Evidence interpretation

Confidence cannot fill an unknown field.

Published July 16, 2026 · Falcon Opportunity Editorial Team

Completeness, quality, and confidence describe different properties. Combining them into one optimistic score can hide the most important limitation.

Completeness asks what is present

A completeness review checks whether required fields exist: product identity, price, currency, shipping, seller, condition, availability, delivery, observation time, and source context. A field can be present but still low quality. Conversely, one missing field may be immaterial to one question and decisive for another.

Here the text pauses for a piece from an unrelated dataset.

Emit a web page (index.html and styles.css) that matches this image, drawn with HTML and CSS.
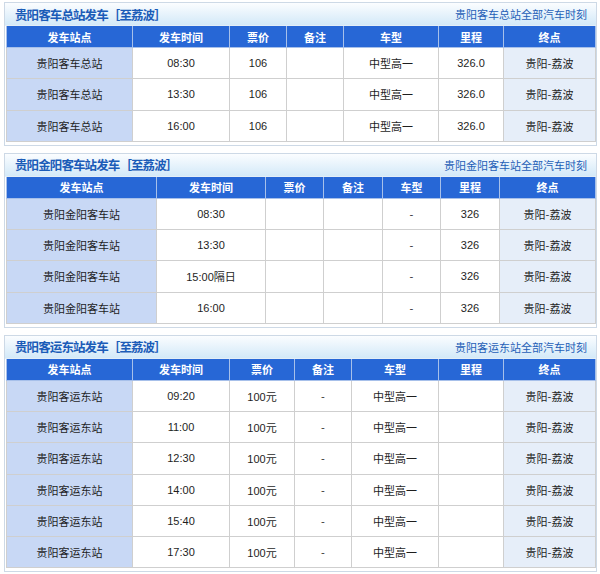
FILE: index.html
```html
<!DOCTYPE html>
<html lang="zh-CN">
<head>
<meta charset="utf-8">
<title>贵阳至荔波汽车时刻表</title>
<link rel="stylesheet" href="styles.css">
</head>
<body>
<div class="panel">
  <div class="ptitle"><span class="pname">贵阳客车总站发车［至荔波］</span><a class="plink">贵阳客车总站全部汽车时刻</a></div>
  <table class="grid">
    <colgroup><col class="w126"><col class="w97"><col class="w57"><col class="w57"><col class="w95"><col class="w65"><col class="w92"></colgroup>
    <thead><tr><th>发车站点</th><th>发车时间</th><th>票价</th><th>备注</th><th>车型</th><th>里程</th><th>终点</th></tr></thead>
    <tbody>
      <tr><td class="stn">贵阳客车总站</td><td class="num">08:30</td><td class="num">106</td><td></td><td>中型高一</td><td class="num">326.0</td><td class="dst">贵阳-荔波</td></tr>
      <tr><td class="stn">贵阳客车总站</td><td class="num">13:30</td><td class="num">106</td><td></td><td>中型高一</td><td class="num">326.0</td><td class="dst">贵阳-荔波</td></tr>
      <tr><td class="stn">贵阳客车总站</td><td class="num">16:00</td><td class="num">106</td><td></td><td>中型高一</td><td class="num">326.0</td><td class="dst">贵阳-荔波</td></tr>
    </tbody>
  </table>
</div>
<div class="panel">
  <div class="ptitle"><span class="pname">贵阳金阳客车站发车［至荔波］</span><a class="plink">贵阳金阳客车站全部汽车时刻</a></div>
  <table class="grid">
    <colgroup><col class="w150"><col class="w109"><col class="w58"><col class="w59"><col class="w58"><col class="w59"><col class="w96"></colgroup>
    <thead><tr><th>发车站点</th><th>发车时间</th><th>票价</th><th>备注</th><th>车型</th><th>里程</th><th>终点</th></tr></thead>
    <tbody>
      <tr><td class="stn">贵阳金阳客车站</td><td class="num">08:30</td><td></td><td></td><td>-</td><td class="num">326</td><td class="dst">贵阳-荔波</td></tr>
      <tr><td class="stn">贵阳金阳客车站</td><td class="num">13:30</td><td></td><td></td><td>-</td><td class="num">326</td><td class="dst">贵阳-荔波</td></tr>
      <tr><td class="stn">贵阳金阳客车站</td><td class="num">15:00隔日</td><td></td><td></td><td>-</td><td class="num">326</td><td class="dst">贵阳-荔波</td></tr>
      <tr><td class="stn">贵阳金阳客车站</td><td class="num">16:00</td><td></td><td></td><td>-</td><td class="num">326</td><td class="dst">贵阳-荔波</td></tr>
    </tbody>
  </table>
</div>
<div class="panel">
  <div class="ptitle"><span class="pname">贵阳客运东站发车［至荔波］</span><a class="plink">贵阳客运东站全部汽车时刻</a></div>
  <table class="grid">
    <colgroup><col class="w126"><col class="w97"><col class="w65"><col class="w57"><col class="w87"><col class="w65"><col class="w92"></colgroup>
    <thead><tr><th>发车站点</th><th>发车时间</th><th>票价</th><th>备注</th><th>车型</th><th>里程</th><th>终点</th></tr></thead>
    <tbody>
      <tr><td class="stn">贵阳客运东站</td><td class="num">09:20</td><td class="num">100元</td><td>-</td><td>中型高一</td><td></td><td class="dst">贵阳-荔波</td></tr>
      <tr><td class="stn">贵阳客运东站</td><td class="num">11:00</td><td class="num">100元</td><td>-</td><td>中型高一</td><td></td><td class="dst">贵阳-荔波</td></tr>
      <tr><td class="stn">贵阳客运东站</td><td class="num">12:30</td><td class="num">100元</td><td>-</td><td>中型高一</td><td></td><td class="dst">贵阳-荔波</td></tr>
      <tr><td class="stn">贵阳客运东站</td><td class="num">14:00</td><td class="num">100元</td><td>-</td><td>中型高一</td><td></td><td class="dst">贵阳-荔波</td></tr>
      <tr><td class="stn">贵阳客运东站</td><td class="num">15:40</td><td class="num">100元</td><td>-</td><td>中型高一</td><td></td><td class="dst">贵阳-荔波</td></tr>
      <tr><td class="stn">贵阳客运东站</td><td class="num">17:30</td><td class="num">100元</td><td>-</td><td>中型高一</td><td></td><td class="dst">贵阳-荔波</td></tr>
    </tbody>
  </table>
</div>
</body>
</html>
```
FILE: styles.css
```css
html, body {
  margin: 0;
  padding: 0;
  background: #ffffff;
}
body {
  padding: 2px 3px 0 4px;
  font-family: "Noto Sans CJK SC", "Liberation Sans", sans-serif;
  font-size: 11px;
  color: #222;
}
.panel {
  width: 591px;
  border: 1px solid #cdd9e6;
  margin-bottom: 7px;
  padding-bottom: 3px;
  background: #fff;
}
.ptitle {
  height: 23px;
  display: flex;
  align-items: center;
  justify-content: space-between;
  padding: 0 9px 0 10px;
  background: linear-gradient(#fbfdff, #d3e9f8);
  border-bottom: 1px solid #e4eef7;
  box-sizing: border-box;
}
.pname {
  font-size: 12.5px;
  font-weight: bold;
  color: #1b5cb8;
  letter-spacing: -0.9px;
}
.plink {
  font-size: 11px;
  color: #1f5fb7;
}
.grid {
  width: 589px;
  margin: 0 1px;
  border-collapse: collapse;
  table-layout: fixed;
}
.grid th {
  height: 21px;
  padding: 0;
  background: #2767d6;
  color: #fff;
  font-weight: bold;
  font-size: 11px;
  border: 1px solid #a7c0ea;
  border-top: none;
  text-align: center;
}
.grid td {
  height: 30.25px;
  padding: 0;
  text-align: center;
  border: 1px solid #cfcfcf;
  font-size: 11px;
  color: #1e1e1e;
}
.grid td.num {
  font-family: "Liberation Sans", "Noto Sans CJK SC", sans-serif;
  font-size: 11px;
}
.grid td.stn {
  background: #c8d8f5;
}
.grid td.dst {
  background: #e6eef9;
}
.w126 { width: 126px; }
.w97 { width: 97px; }
.w57 { width: 57px; }
.w95 { width: 95px; }
.w65 { width: 65px; }
.w92 { width: 92px; }
.w150 { width: 150px; }
.w109 { width: 109px; }
.w58 { width: 58px; }
.w59 { width: 59px; }
.w96 { width: 96px; }
.w87 { width: 87px; }
```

Quality asks whether evidence is useful

Quality includes freshness, source reliability, precision, comparability, and coverage. A current direct observation may be stronger than an old estimate. Ten duplicated variations may provide less independent coverage than several genuinely distinct comparable offers.

Confidence asks how certain the interpretation is

Confidence should describe a particular conclusion under stated assumptions. It should not be used to overwrite weak source material. A researcher may be confident that available evidence is insufficient; that is a valid high-confidence assessment with a conservative outcome.

Use explicit states

Unknown means the evidence was not established. Unavailable means the source could not provide it. Not applicable means the field does not belong to the case. False is an observed negative state. Zero is an observed quantity. Keeping these states separate prevents common errors such as treating absent shipping as free or absent availability as in stock.

Communicate a confidence trail

List the material evidence, missing fields, contradictions, freshness concerns, and assumptions. Then connect each conclusion to those inputs. If an assumption changes, readers should be able to see which conclusion changes with it. Avoid precise percentages unless a tested, documented calibration supports them.

A strong report can end with “insufficient evidence.” Transparency about uncertainty is a research result, not a failure to produce one.

Conclusion

Reliable product research does not compress every limitation into a single score. It preserves the evidence record, names unknowns, and calibrates language to what the record can actually support.